Puestos de libreros callejeros que colman la Plaza de Armas de La Habana Vieja.
Puestos de libreros callejeros que colman la Plaza de Armas de La Habana Vieja.

Hacer de La Habana un centro de ebullición de la izquierda intelectual y combativa en las décadas pasadas, generó una de las literaturas más abominables con que se pueda contar, unos lectores corrompidos por las consignas de las barricadas.

El título me lo ha regalado Ramón Tirso, uno de los lectores más empedernidos y prolíficos que yo conozca en toda la isla. Tirso ha estado en tres universidades cubanas estudiando las carreras más dispares entre sí. Desde la Física hasta la Educación artística, con una parada en Pedagogía de la Lengua Inglesa (hoy habla cuatro idiomas), mi amigo camagüeyano se queja de la falta de conexión de nuestro país con el resto del mundo.

Precisamente ahora que se borran las fronteras de lo ´universal´ debido a las autopistas de la información, el país se cierra a cal y canto. Cada vez los escritores cubanos (esos embajadores eternos) se comunican menos con los centros bullentes de la literatura internacional. El atrincheramiento de los llamados intelectuales comprometidos, debido a sus filiaciones con el aparato ideológico de La Habana les ha hecho unos verdaderos desconocidos entre sus pares allende los mares.

Pongamos por ejemplo Leonardo Padura Fuentes, el representante cubano ´más exitoso de la actualidad´. Traducido a 18 lenguas, las novelas de Padura se exhiben en los anaqueles de las bibliotecas de universidades prestigiosas, el autor es recibido por importantes academias de las letras pero está imposibilitado de ser, ahí, un interlocutor para traerles un mensaje a sus seguidores en la isla.
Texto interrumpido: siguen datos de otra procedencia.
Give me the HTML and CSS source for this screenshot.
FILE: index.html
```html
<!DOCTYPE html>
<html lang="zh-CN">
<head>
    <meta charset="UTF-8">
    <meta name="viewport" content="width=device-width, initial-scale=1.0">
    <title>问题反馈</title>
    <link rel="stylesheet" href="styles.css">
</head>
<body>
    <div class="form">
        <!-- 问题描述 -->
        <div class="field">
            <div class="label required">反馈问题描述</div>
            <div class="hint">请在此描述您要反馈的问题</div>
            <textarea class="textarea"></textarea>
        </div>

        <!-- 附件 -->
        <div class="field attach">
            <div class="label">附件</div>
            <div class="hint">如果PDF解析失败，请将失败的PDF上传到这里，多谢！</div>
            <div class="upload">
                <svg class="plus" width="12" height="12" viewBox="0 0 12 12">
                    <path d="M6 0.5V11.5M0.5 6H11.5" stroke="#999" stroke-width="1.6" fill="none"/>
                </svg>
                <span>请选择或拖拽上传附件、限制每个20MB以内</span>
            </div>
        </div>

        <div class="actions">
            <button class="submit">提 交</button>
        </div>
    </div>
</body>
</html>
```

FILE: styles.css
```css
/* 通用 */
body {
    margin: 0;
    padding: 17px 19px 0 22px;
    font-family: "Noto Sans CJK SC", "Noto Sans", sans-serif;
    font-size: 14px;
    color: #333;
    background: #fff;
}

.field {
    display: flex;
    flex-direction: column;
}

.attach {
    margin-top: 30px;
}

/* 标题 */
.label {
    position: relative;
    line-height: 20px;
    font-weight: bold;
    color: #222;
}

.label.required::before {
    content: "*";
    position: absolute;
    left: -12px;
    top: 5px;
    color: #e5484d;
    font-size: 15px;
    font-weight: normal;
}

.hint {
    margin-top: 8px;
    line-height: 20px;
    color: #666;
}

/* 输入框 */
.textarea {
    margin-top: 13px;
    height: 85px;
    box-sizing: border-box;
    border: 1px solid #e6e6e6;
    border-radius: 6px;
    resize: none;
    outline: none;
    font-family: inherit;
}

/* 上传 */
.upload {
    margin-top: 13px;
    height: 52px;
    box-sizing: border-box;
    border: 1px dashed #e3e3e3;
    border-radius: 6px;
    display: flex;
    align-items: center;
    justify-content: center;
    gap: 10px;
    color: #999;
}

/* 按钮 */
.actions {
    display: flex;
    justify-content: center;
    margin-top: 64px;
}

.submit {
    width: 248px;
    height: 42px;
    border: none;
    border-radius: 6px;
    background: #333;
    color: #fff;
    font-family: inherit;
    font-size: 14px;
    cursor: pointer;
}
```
Las novelas del autor de El hombre que amaba a los perros se venden en nuestro país a razón de unos cientos de ejemplares, en la cada vez menos atractiva Feria del libro de La Habana… y si te he visto, no me acuerdo, dice el refrán. Los innumerables premios literarios (incluido el Nacional de Literatura), condecoraciones o simplemente apariciones privilegiadas en los únicos tres periódicos de alcance nacional, no le confieren un millón de lectores. El único millón de ejemplares que se distribuye en Cuba es el de la “cartilla de racionamiento”.

Con un emisario así, somos unos perfectos desconocidos.

Calentar el brazo

Cada pueblo necesita estirar la lengua, pasearla por los trillos del mundo para que sepan cómo se habla en su aldea, y en su aldea sepan qué caminos desandan sus pensadores. ¿Cómo se pueden vivir décadas sin que nos lleguen las entrevistas, los temores y descripciones de los procesos de creación de un Borges, Phillip Roth o lo mejor del periodismo que se macera en Europa o el Oriente Medio?
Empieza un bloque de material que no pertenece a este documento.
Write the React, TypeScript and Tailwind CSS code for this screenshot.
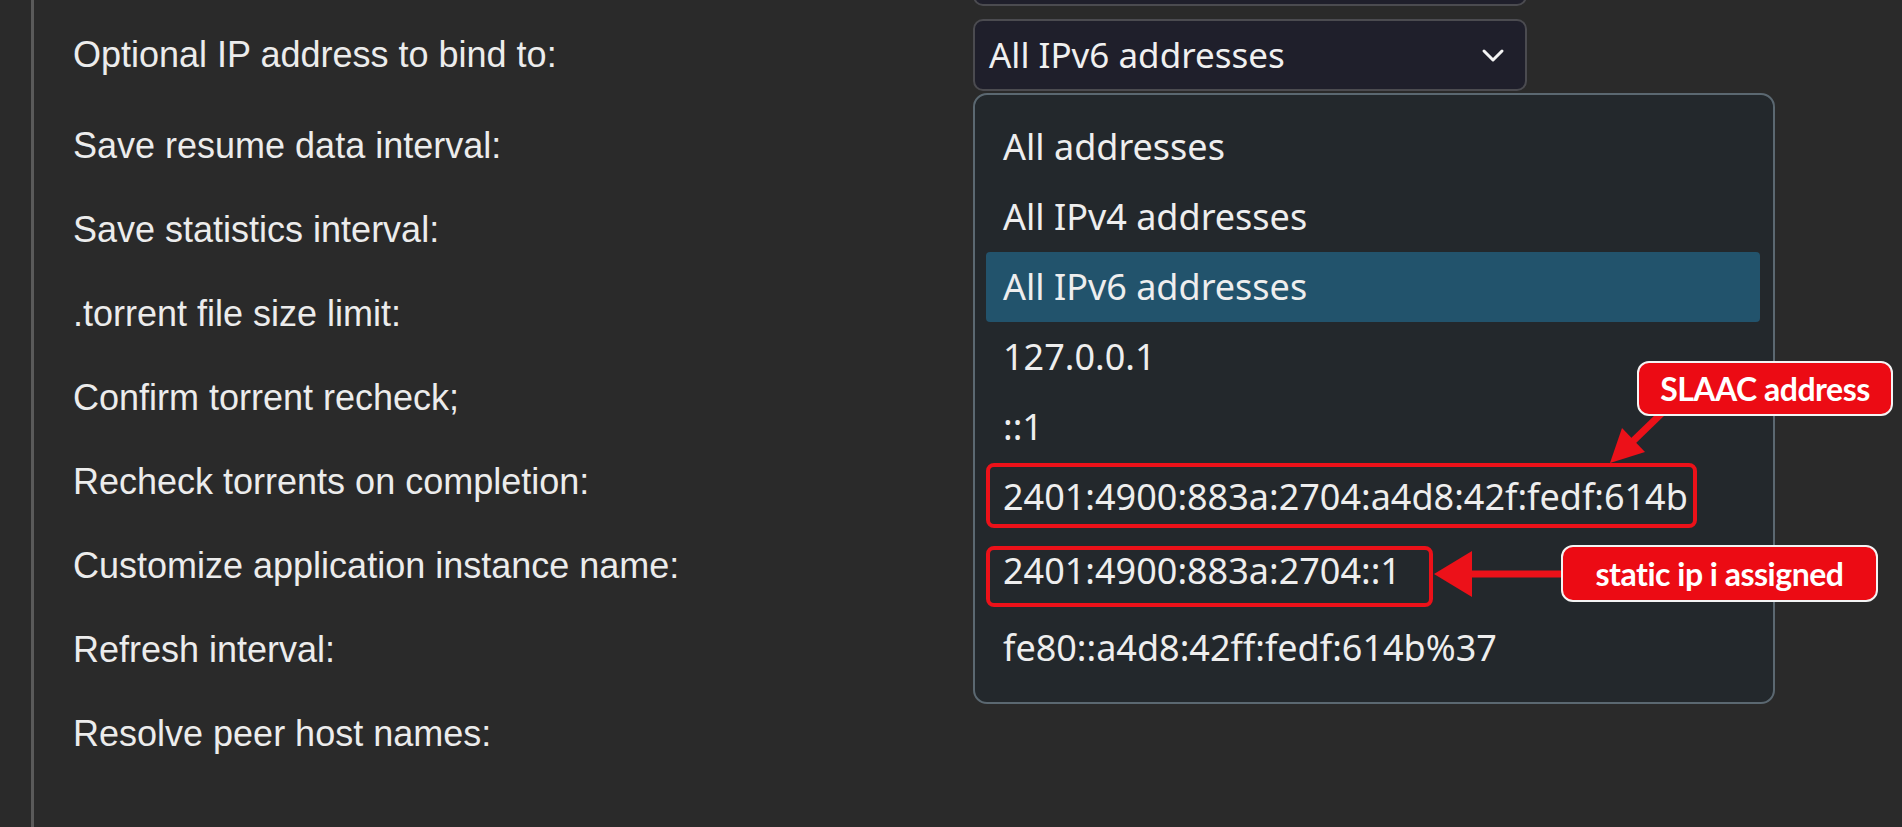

Las ficciones de Guillermo Cabrera Infante y Reinaldo Arenas fueron conocidas a partir de sus propias cabalgaduras en Inglaterra y Estados Unidos, respectivamente. Si sus obras se conocen hoy dentro de Cuba, no se debe la política editorial, sino a la animosidad de sus gobernantes.
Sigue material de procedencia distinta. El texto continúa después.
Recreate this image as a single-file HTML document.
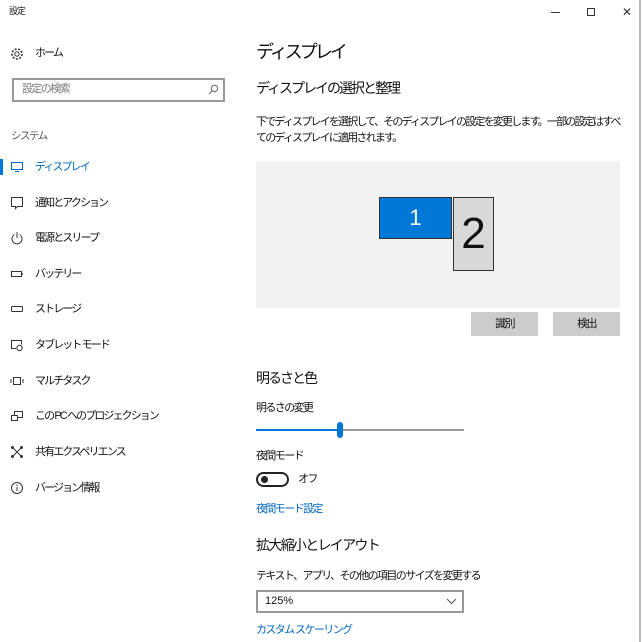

El trabajo de hormiga de unos buenos cubanos y sus amigos hizo que ejemplares de La Habana para un infante difunto y El color del verano pasaran entre cómplices para recorrer lo que hubiera sido un camino común. Pero esas ficciones de las que hablo encontraron, más que un lector sediento, a un ciudadano cansado.

Un campo de batalla, una pradera arrasada

Hacer de La Habana un centro de ebullición de la izquierda intelectual y combativa en las décadas pasadas, generó una de las literaturas más abominables con que se pueda contar, unos lectores corrompidos por las consignas de las barricadas y el apelativo de ser perfectos, idiotas y latinoamericanos, apelativos a los que nos va a costar un siglo zafarle el cuerpo.

Basta con un simple ejercicio práctico para saber cómo andamos en materia de consumo literario. Invito a cualquiera a que intente de hacerse de un permiso para acceder a los archivos de la Biblioteca Nacional José Martí, sin pasar por las tribulaciones de una endemoniada burocracia o una sarta de negativas que le lleven a desistir.

¿Cuál es hoy el arsenal de las bibliotecas provinciales? ¿Cada qué tiempo renuevan sus estantes con libros que no provengan de la Editora política, Verde Olivo, la editorial Ciencias sociales o esos ladrillos ya comunes que alaban al comandante Chávez?

De una renovación casi mensual que se hacía en los años 80 de las librerías públicas, hemos pasado a la risible espera anual de la feria habanera para ver aparecer un libro interesante país adentro. A ese ritmo, además de quedarnos sin la memoria del mundo, sin mensajes, nos quedamos sin lectores.